Differentiate component-wise: Each component separately
Vector vs. scalar: Velocity is vector, speed is scalar
Notation matters: \(\vec{v}\) vs. \(|\vec{v}|\)
Product rule applies: For scalar times vector
Chain rule applies: For composition
Speed = magnitude: Always non-negative
Unit vectors have magnitude 1: Check your unit tangent!
Position → velocity → acceleration: Derivative chain

🔥 Common Vector Functions:

Circular motion: \(\vec{r}(t) = \langle r\cos t, r\sin t \rangle\)
Linear motion: \(\vec{r}(t) = \langle x_0 + at, y_0 + bt \rangle\)
Projectile motion: \(\vec{r}(t) = \langle v_0t\cos\theta, h_0 + v_0t\sin\theta - \frac{1}{2}gt^2 \rangle\)

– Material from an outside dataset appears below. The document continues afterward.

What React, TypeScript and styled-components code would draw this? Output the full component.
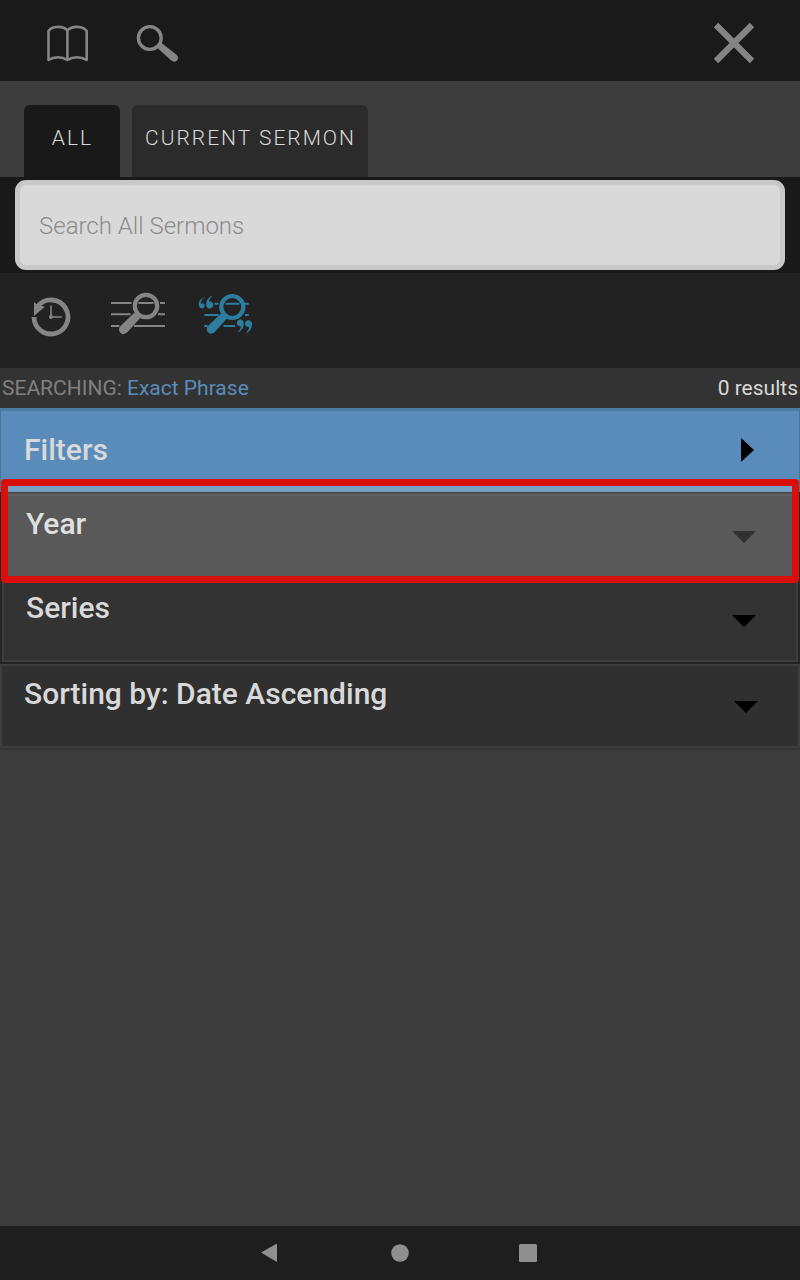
import React from 'react';
import styled, { createGlobalStyle } from 'styled-components';

const GlobalStyle = createGlobalStyle`
  *, *::before, *::after { box-sizing: border-box; }
  body {
    margin: 0;
    background: #3d3d3d;
    font-family: Roboto, "Liberation Sans", sans-serif;
    color: #d9d9d9;
  }
  button, input, select { font: inherit; color: inherit; }
`;

const Page = styled.div`
  min-height: 100vh;
  display: flex;
  flex-direction: column;
`;

const Header = styled.header`
  display: flex;
  align-items: center;
  gap: 47px;
  min-height: 81px;
  padding: 5px 45px 0 46px;
  background: #1a1a1a;
  color: #858585;
`;

const IconButton = styled.button<{ $end?: boolean; $active?: boolean }>`
  display: flex;
  padding: 0;
  border: 0;
  background: none;
  cursor: pointer;
  margin-left: ${(p) => (p.$end ? 'auto' : '0')};
  color: ${(p) => (p.$active ? '#2d7d9f' : '#858585')};
`;

const Tabs = styled.div`
  display: flex;
  gap: 12px;
  padding: 24px 24px 0;
`;

const Tab = styled.button<{ $active?: boolean }>`
  min-width: 96px;
  height: 72px;
  padding: 0 12px 7px 13px;
  border: 0;
  border-radius: 6px 6px 0 0;
  background: ${(p) => (p.$active ? '#191919' : '#2b2b2b')};
  font-size: 21px;
  font-weight: 300;
  letter-spacing: 2px;
  text-transform: uppercase;
  cursor: pointer;
`;

const SearchBar = styled.form`
  padding: 3px 15px;
  background: #191919;
`;

const SearchInput = styled.input`
  display: block;
  width: 100%;
  height: 90px;
  padding: 2px 19px 0;
  border: 5px solid #c8c8c8;
  border-radius: 11px;
  background: #d9d9d9;
  color: #333;
  font-size: 24px;
  font-weight: 300;
  outline: 0;
  &::placeholder { color: #8c8c8c; opacity: 1; }
`;

const Toolbar = styled.div`
  display: flex;
  align-items: center;
  min-height: 95px;
  padding: 0 31px 14px;
  gap: 32px;
  background: #222;
`;

const HistorySlot = styled.div`
  padding: 6px 7px 0 0;
`;

const Status = styled.div`
  display: flex;
  align-items: center;
  justify-content: space-between;
  height: 40px;
  padding: 0 2px;
  background: #333;
  font-size: 21px;
`;

const StatusLabel = styled.span`
  color: #808080;
`;

const ModeLink = styled.a`
  color: #5a8cbb;
  text-decoration: none;
`;

const FiltersButton = styled.button`
  display: flex;
  align-items: center;
  justify-content: space-between;
  width: 100%;
  height: 84px;
  padding: 0 45px 3px 23px;
  border: 1px solid #4b7398;
  border-top: 3px solid #4b7aa5;
  background: #5a8cbb;
  font-size: 30px;
  font-weight: 500;
  cursor: pointer;
`;

const Group = styled.div`
  padding: 2px;
  background: #262626;
`;

const Row = styled.div<{ $shade?: string }>`
  position: relative;
  display: grid;
  align-items: center;
  border: 2px solid #3d3d3d;
  background: ${(p) => p.$shade ?? '#333'};
`;

const SortRow = styled(Row)`
  box-shadow: 0 1px 3px rgba(0, 0, 0, 0.3);
`;

const RowSelect = styled.select`
  grid-area: 1 / 1;
  width: 100%;
  height: 80px;
  padding: 0 80px 26px 22px;
  border: 0;
  background: transparent;
  appearance: none;
  font-size: 30px;
  font-weight: 500;
  outline: 0;
  cursor: pointer;
`;

const Caret = styled.svg`
  grid-area: 1 / 1;
  justify-self: end;
  margin: 2px 40px 0 0;
  pointer-events: none;
`;

const Highlight = styled.div`
  position: absolute;
  z-index: 1;
  inset: -17px -3px -7px;
  border: 7px solid #da0f09;
  border-radius: 4px;
  background: rgba(255, 255, 255, 0.19);
  background-clip: padding-box;
  pointer-events: none;
`;

const Main = styled.main`
  flex: 1;
`;

const NavBar = styled.nav`
  display: flex;
  justify-content: center;
  gap: 80px;
  height: 54px;
  background: #1e1e1e;
`;

const NavButton = styled.button`
  display: flex;
  align-items: center;
  justify-content: center;
  width: 48px;
  padding: 0;
  border: 0;
  background: none;
  cursor: pointer;
`;

const BookIcon = () => (
  <svg width="43" height="37" viewBox="0 0 43 37" fill="none" stroke="currentColor" strokeWidth="2.6" strokeLinejoin="round">
    <path d="M2.5 35V6C6 .8 17 .3 21.4 5.5C26 .3 37 .8 40.7 6V35C35 31.3 27 31.3 21.4 35C16 31.3 8 31.3 2.5 35ZM21.4 5.5V35" />
  </svg>
);

const MagnifierIcon = () => (
  <svg width="43" height="39" viewBox="0 0 43 39">
    <circle cx="13.8" cy="14" r="11.4" fill="none" stroke="currentColor" strokeWidth="3.4" />
    <path d="M20.6 23.3L25.2 18.8L40.3 30.6Q43.4 33.5 41 36.4Q38.6 39 35.2 36.6Z" fill="currentColor" />
  </svg>
);

const CloseIcon = () => (
  <svg width="42" height="42" viewBox="0 0 42 42" stroke="currentColor" strokeWidth="6.2">
    <path d="M3 3L39 39M39 3L3 39" />
  </svg>
);

const HistoryIcon = () => (
  <svg width="40" height="40" viewBox="0 0 40 40" fill="none" stroke="currentColor">
    <path d="M3 20A17 17 0 1 0 7 9" strokeWidth="4.8" />
    <path d="M3 5L6.6 8L14 9.8L3 19Z" fill="currentColor" stroke="none" />
    <path d="M20 8.5V20H30.7" strokeWidth="1.6" />
    <circle cx="20" cy="20" r="2" fill="currentColor" stroke="none" />
  </svg>
);

const TextSearchIcon = () => (
  <svg width="56" height="44" viewBox="0 0 56 44" fill="none" stroke="currentColor">
    <path d="M1 11H21.5M28.5 11H43.5M50 11H55M1 22.2H20.5M48 22.2H55M1 34H9.5M24 34H55" strokeWidth="2" />
    <circle cx="36" cy="14" r="11.2" strokeWidth="4.2" />
    <path d="M24.3 20.8L30 26.2L17.6 40Q13.4 44 10 40.6Q7.6 37 11 33.6Z" fill="currentColor" stroke="none" />
  </svg>
);

const closingQuote = 'M3.5 0C6 0 7.4 2 7 5C6.5 9 4 12 .5 13C3 10.5 4.2 9 4 6.8C1.5 7.2 0 5.4 0 3.5C0 1.5 1.5 0 3.5 0Z';

const PhraseSearchIcon = () => (
  <svg width="56" height="44" viewBox="0 0 56 44" fill="none" stroke="currentColor">
    <path d="M16.5 11.7H20.5M27.5 11.7H41.5M46 11.7H50.7M6.3 23H20.5M47 23H50.7M6.3 34H9.7M25.5 34H37" strokeWidth="2" />
    <circle cx="34.3" cy="15" r="11" strokeWidth="4.2" />
    <path d="M23 21.4L28.6 26.8L17 39.8Q13 43.4 9.6 40Q7.4 36.8 10.6 33.6Z" fill="currentColor" stroke="none" />
    <g fill="currentColor" stroke="none">
      <path d={closingQuote} transform="translate(38.8 27.5)" />
      <path d={closingQuote} transform="translate(47 28.2)" />
      <path d={closingQuote} transform="translate(15.2 16.4) rotate(180)" />
      <path d="M6.8 5.2C3 6.4 .6 9 .8 12.4C1 15.6 3.4 17 5.4 16C7 15 7.2 12.6 5.6 11.6C4.4 10.8 3.4 11.4 2.8 12C2.4 9.4 4.2 7 6.8 5.2Z" />
    </g>
  </svg>
);

const DownCaret = () => (
  <Caret width="24" height="12" viewBox="0 0 24 12" aria-hidden="true">
    <path d="M0 0H24L12 12Z" fill="#000" />
  </Caret>
);

interface PickerProps {
  label: string;
  text: string;
}

const Picker = ({ label, text }: PickerProps) => (
  <>
    <RowSelect aria-label={label} defaultValue={text}>
      <option>{text}</option>
    </RowSelect>
    <DownCaret />
  </>
);

export default function App() {
  return (
    <Page>
      <GlobalStyle />
      <Header>
        <IconButton aria-label="Library"><BookIcon /></IconButton>
        <IconButton aria-label="Search"><MagnifierIcon /></IconButton>
        <IconButton aria-label="Close" $end><CloseIcon /></IconButton>
      </Header>
      <Tabs role="tablist">
        <Tab role="tab" aria-selected $active>All</Tab>
        <Tab role="tab" aria-selected={false}>Current Sermon</Tab>
      </Tabs>
      <SearchBar onSubmit={(e) => e.preventDefault()}>
        <SearchInput type="text" aria-label="Search All Sermons" placeholder="Search All Sermons" />
      </SearchBar>
      <Toolbar>
        <HistorySlot>
          <IconButton aria-label="Search history"><HistoryIcon /></IconButton>
        </HistorySlot>
        <IconButton aria-label="Search all words"><TextSearchIcon /></IconButton>
        <IconButton aria-label="Search exact phrase" $active><PhraseSearchIcon /></IconButton>
      </Toolbar>
      <Status>
        <span>
          <StatusLabel>SEARCHING: </StatusLabel>
          <ModeLink href="#mode">Exact Phrase</ModeLink>
        </span>
        <span>0 results</span>
      </Status>
      <Main>
        <FiltersButton aria-expanded>
          Filters
          <svg width="13" height="24" viewBox="0 0 13 24" aria-hidden="true">
            <path d="M0 0L13 12L0 24Z" fill="#000" />
          </svg>
        </FiltersButton>
        <Group>
          <Row>
            <Picker label="Year" text="Year" />
            <Highlight />
          </Row>
          <Row>
            <Picker label="Series" text="Series" />
          </Row>
        </Group>
        <SortRow $shade="#303030">
          <Picker label="Sort order" text="Sorting by: Date Ascending" />
        </SortRow>
      </Main>
      <NavBar aria-label="System">
        <NavButton aria-label="Back">
          <svg width="24" height="20" viewBox="0 0 24 20"><path d="M1 9.5L16 1Q17 .6 17 1.6V18Q17 19 16 18.4Z" fill="#8f8f8f" /></svg>
        </NavButton>
        <NavButton aria-label="Home">
          <svg width="18" height="18" viewBox="0 0 18 18"><circle cx="9" cy="9" r="8.8" fill="#8f8f8f" /></svg>
        </NavButton>
        <NavButton aria-label="Recent apps">
          <svg width="18" height="18" viewBox="0 0 18 18"><rect width="18" height="18" rx="1.5" fill="#8f8f8f" /></svg>
        </NavButton>
      </NavBar>
    </Page>
  );
}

❌ Common Mistakes to Avoid

Mistake 1: Confusing velocity vector with speed (vector vs. scalar)
Mistake 2: Forgetting to differentiate both components
Mistake 3: Not using angle brackets \(\langle \, \rangle\) for vectors
Mistake 4: Forgetting magnitude formula for speed
Mistake 5: Not squaring components when finding magnitude
Mistake 6: Forgetting product rule when scalar multiplies vector
Mistake 7: Not simplifying unit tangent vector
Mistake 8: Sign errors in derivatives of trig functions
Mistake 9: Mixing up position, velocity, and acceleration
Mistake 10: Not checking if unit vector has magnitude 1

📝 Practice Problems

Solve these:

Find \(\vec{v}(t)\) and \(\vec{a}(t)\) for \(\vec{r}(t) = \langle e^t, e^{-t} \rangle\).
Find speed at \(t = 2\) for \(\vec{r}(t) = \langle t^2, 2t \rangle\).
Find unit tangent vector for \(\vec{r}(t) = \langle 2\cos t, 3\sin t \rangle\) at \(t = \pi/2\).
Find \(\frac{d}{dt}[\sin t \cdot \vec{r}(t)]\) where \(\vec{r}(t) = \langle t, t^2 \rangle\).

Answers:

\(\vec{v}(t) = \langle e^t, -e^{-t} \rangle\), \(\vec{a}(t) = \langle e^t, e^{-t} \rangle\)
Speed = \(\sqrt{80} = 4\sqrt{5}\)
\(\vec{T}(\pi/2) = \langle 0, 1 \rangle\)
\(\langle \cos t \cdot t + \sin t, \cos t \cdot t^2 + 2t\sin t \rangle\)

✏️ AP® Exam Success Tips

What AP® Graders Look For:

Use proper notation: \(\langle \, \rangle\) or \(\vec{i}, \vec{j}\) form
Show component-wise differentiation: Each component separately
For speed: Show magnitude calculation
For unit tangent: Show normalization step
Label vectors: Use arrow notation or bold
State what you're finding: Position, velocity, or acceleration
Include units: If given in problem
Simplify answers: Especially for unit vectors

💯 Exam Strategy:

Identify what's given: position, velocity, or acceleration?
Determine what to find
Apply appropriate formula
Differentiate component-wise
For magnitude: square root of sum of squares
For unit vector: divide by magnitude
Simplify answer
Check: Does it make sense?

⚡ Quick Reference Guide

VECTOR-VALUED FUNCTIONS ESSENTIALS

Position Vector:

\[ \vec{r}(t) = \langle x(t), y(t) \rangle \]

Velocity Vector:

\[ \vec{v}(t) = \vec{r}'(t) = \langle x'(t), y'(t) \rangle \]

Acceleration Vector:

\[ \vec{a}(t) = \vec{r}''(t) = \langle x''(t), y''(t) \rangle \]

Speed (Scalar):

\[ |\vec{v}(t)| = \sqrt{[x'(t)]^2 + [y'(t)]^2} \]

Remember:

Differentiate each component!
Velocity is a vector, speed is scalar
Magnitude uses square root of sum of squares

Master Vector-Valued Functions! A vector-valued function outputs a vector: \(\vec{r}(t) = \langle x(t), y(t) \rangle\). This is just parametric equations in vector form! Derivative: differentiate each component—\(\vec{r}'(t) = \langle x'(t), y'(t) \rangle\). For motion: position \(\vec{r}(t)\), velocity \(\vec{v}(t) = \vec{r}'(t)\), acceleration \(\vec{a}(t) = \vec{r}''(t)\). Speed is magnitude of velocity: \(|\vec{v}(t)| = \sqrt{(dx/dt)^2+(dy/dt)^2}\) (scalar, not vector!). Unit tangent vector: \(\vec{T}(t) = \frac{\vec{r}'(t)}{|\vec{r}'(t)|}\) (magnitude 1, direction of motion). Product rule applies: \(\frac{d}{dt}[f(t)\vec{r}(t)] = f'(t)\vec{r}(t) + f(t)\vec{r}'(t)\). Common error: confusing velocity (vector) with speed (scalar). This is fundamental BC content—appears on every exam! Practice until automatic! 🎯✨